● **WRITTEN PROBLEM**
Return the records word for word. Any pictures in them are not part of the copy.

★ ★ ★ ★ ★ ★ ★

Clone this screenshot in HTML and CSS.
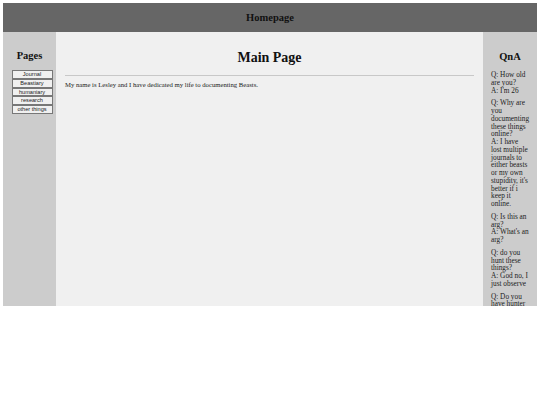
FILE: index.html
```html
<!DOCTYPE html>
<html>
<head>
<meta charset="utf-8">
<link rel="stylesheet" href="styles.css">
</head>
<body>
<div class="page">
  <header class="top"><h1>Homepage</h1></header>
  <div class="cols">
    <nav class="left">
      <h2>Pages</h2>
      <button class="btn">Journal</button>
      <button class="btn">Beastiary</button>
      <button class="btn">humaniary</button>
      <button class="btn">research</button>
      <button class="btn">other things</button>
    </nav>
    <main class="main">
      <h2 class="title">Main Page</h2>
      <hr class="rule">
      <p class="intro">My name is Lesley and I have dedicated my life to documenting Beasts.</p>
    </main>
    <aside class="right">
      <h2>QnA</h2>
      <p>Q: How old are you?<br>A: I'm 26</p>
      <p>Q: Why are you documenting these things online?<br>A: I have lost multiple journals to either beasts or my own stupidity, it's better if i keep it online.</p>
      <p>Q: Is this an arg?<br>A: What's an arg?</p>
      <p>Q: do you hunt these things?<br>A: God no, I just observe</p>
      <p>Q: Do you have hunter friends?<br>A: A few</p>
    </aside>
  </div>
</div>
</body>
</html>
```

FILE: styles.css
```css
html, body { margin: 0; padding: 0; background: #fff; }
body { font-family: "Liberation Serif", "Times New Roman", serif; color: #111; }
.page { margin: 3px; width: 534px; height: 303px; display: flex; flex-direction: column; overflow: hidden; }
.top { background: #666; height: 29px; display: flex; align-items: center; justify-content: center; flex: none; }
.top h1 { margin: 0; font-size: 10.5px; font-weight: bold; color: #111; }
.cols { flex: 1; display: flex; min-height: 0; }
.left { width: 53px; background: #ccc; display: flex; flex-direction: column; align-items: center; padding-top: 18px; box-sizing: border-box; }
.left h2 { margin: 0 0 9px; font-size: 10.5px; }
.btn { width: 41px; height: 8.8px; margin: 0 0 0 5px; padding: 0; font-family: "Liberation Sans", Arial, sans-serif; font-size: 5.6px; line-height: 7px; background: #f0f0f0; border: 0.8px solid #777; color: #222; box-sizing: border-box; }
.main { flex: 1; background: #f0f0f0; padding: 18px 9px 0; }
.title { margin: 0; text-align: center; font-size: 14px; line-height: 16px; }
.rule { margin: 9px 0 0; border: 0; border-top: 1px solid #c8c8c8; height: 0; }
.intro { margin: 5px 0 0; font-size: 6.7px; color: #222; }
.right { width: 54px; background: #ccc; padding: 19px 7px 0 8px; box-sizing: border-box; overflow: hidden; }
.right h2 { margin: 0 0 9px; text-align: center; font-size: 10.5px; padding-right: 1px; }
.right p { margin: 0 0 5px; font-size: 7.3px; line-height: 7.75px; color: #222; }
```
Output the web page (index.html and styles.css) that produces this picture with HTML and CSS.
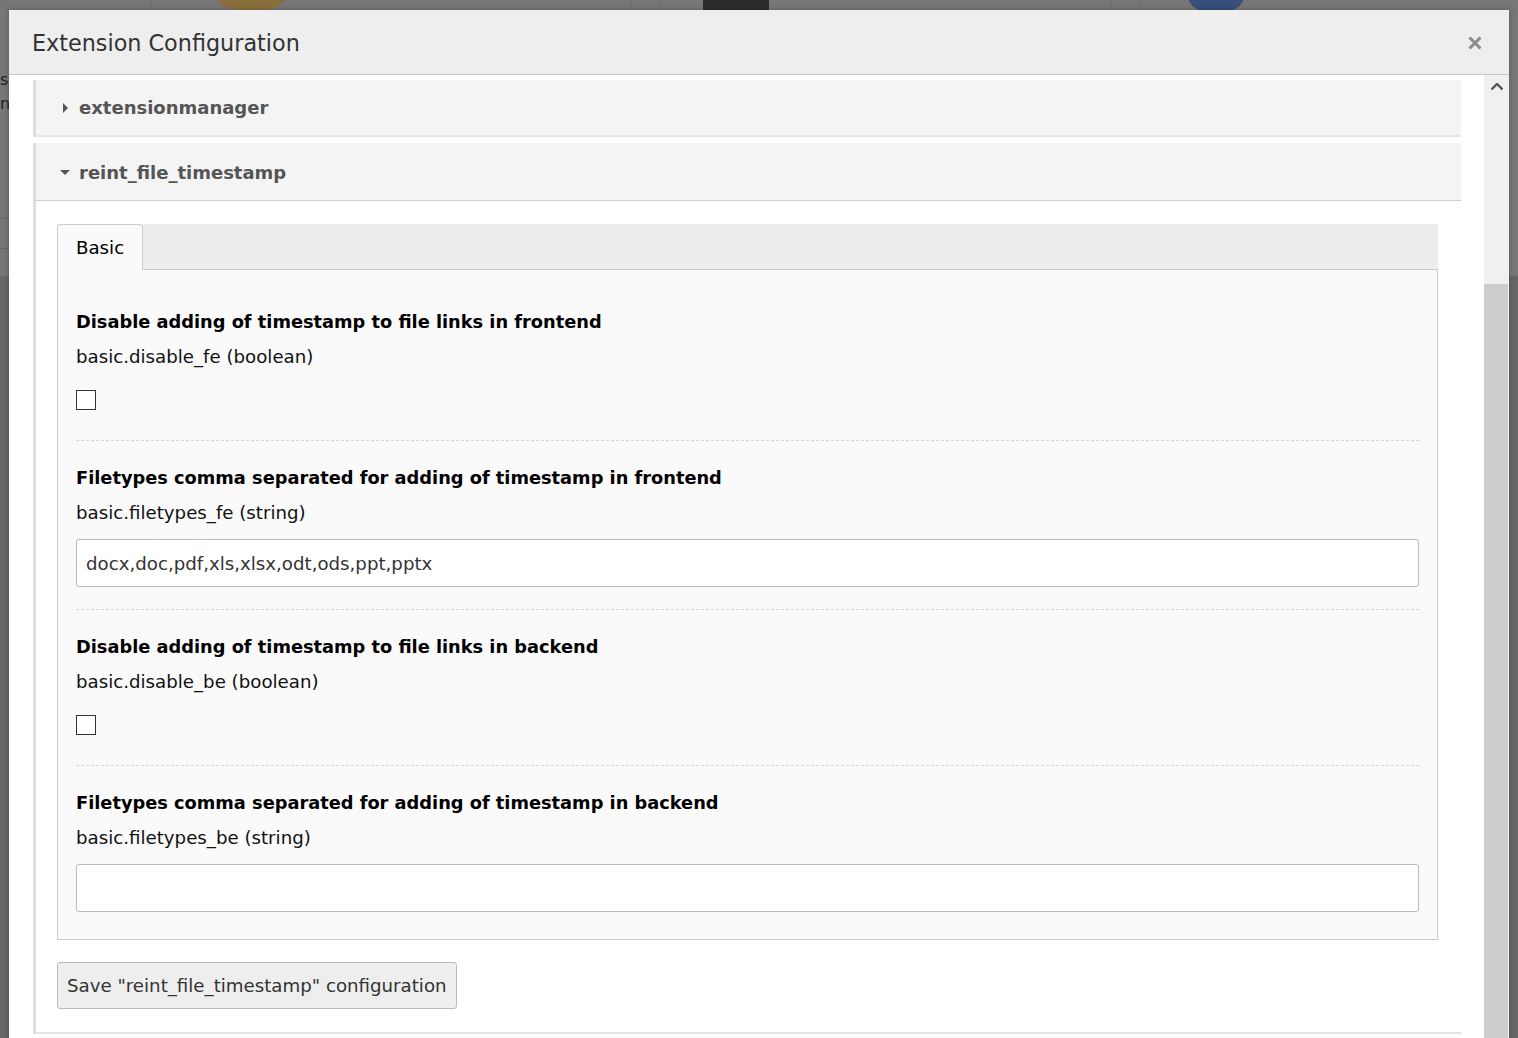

★ ★ ★ ★ ★ ★ ★

● **EXERCISE RESPONSE**
Clone this screenshot in HTML and CSS.
FILE: index.html
```html
<!DOCTYPE html>
<html>
<head>
<meta charset="utf-8">
<link rel="stylesheet" href="styles.css">
</head>
<body>
<div class="page">
  <header class="top"><h1>Homepage</h1></header>
  <div class="cols">
    <nav class="left">
      <h2>Pages</h2>
      <button class="btn">Journal</button>
      <button class="btn">Beastiary</button>
      <button class="btn">humaniary</button>
      <button class="btn">research</button>
      <button class="btn">other things</button>
    </nav>
    <main class="main">
      <h2 class="title">Main Page</h2>
      <hr class="rule">
      <p class="intro">My name is Lesley and I have dedicated my life to documenting Beasts.</p>
    </main>
    <aside class="right">
      <h2>QnA</h2>
      <p>Q: How old are you?<br>A: I'm 26</p>
      <p>Q: Why are you documenting these things online?<br>A: I have lost multiple journals to either beasts or my own stupidity, it's better if i keep it online.</p>
      <p>Q: Is this an arg?<br>A: What's an arg?</p>
      <p>Q: do you hunt these things?<br>A: God no, I just observe</p>
      <p>Q: Do you have hunter friends?<br>A: A few</p>
    </aside>
  </div>
</div>
</body>
</html>
```

FILE: styles.css
```css
html, body { margin: 0; padding: 0; background: #fff; }
body { font-family: "Liberation Serif", "Times New Roman", serif; color: #111; }
.page { margin: 3px; width: 534px; height: 303px; display: flex; flex-direction: column; overflow: hidden; }
.top { background: #666; height: 29px; display: flex; align-items: center; justify-content: center; flex: none; }
.top h1 { margin: 0; font-size: 10.5px; font-weight: bold; color: #111; }
.cols { flex: 1; display: flex; min-height: 0; }
.left { width: 53px; background: #ccc; display: flex; flex-direction: column; align-items: center; padding-top: 18px; box-sizing: border-box; }
.left h2 { margin: 0 0 9px; font-size: 10.5px; }
.btn { width: 41px; height: 8.8px; margin: 0 0 0 5px; padding: 0; font-family: "Liberation Sans", Arial, sans-serif; font-size: 5.6px; line-height: 7px; background: #f0f0f0; border: 0.8px solid #777; color: #222; box-sizing: border-box; }
.main { flex: 1; background: #f0f0f0; padding: 18px 9px 0; }
.title { margin: 0; text-align: center; font-size: 14px; line-height: 16px; }
.rule { margin: 9px 0 0; border: 0; border-top: 1px solid #c8c8c8; height: 0; }
.intro { margin: 5px 0 0; font-size: 6.7px; color: #222; }
.right { width: 54px; background: #ccc; padding: 19px 7px 0 8px; box-sizing: border-box; overflow: hidden; }
.right h2 { margin: 0 0 9px; text-align: center; font-size: 10.5px; padding-right: 1px; }
.right p { margin: 0 0 5px; font-size: 7.3px; line-height: 7.75px; color: #222; }
```
Output the web page (index.html and styles.css) that produces this picture with HTML and CSS.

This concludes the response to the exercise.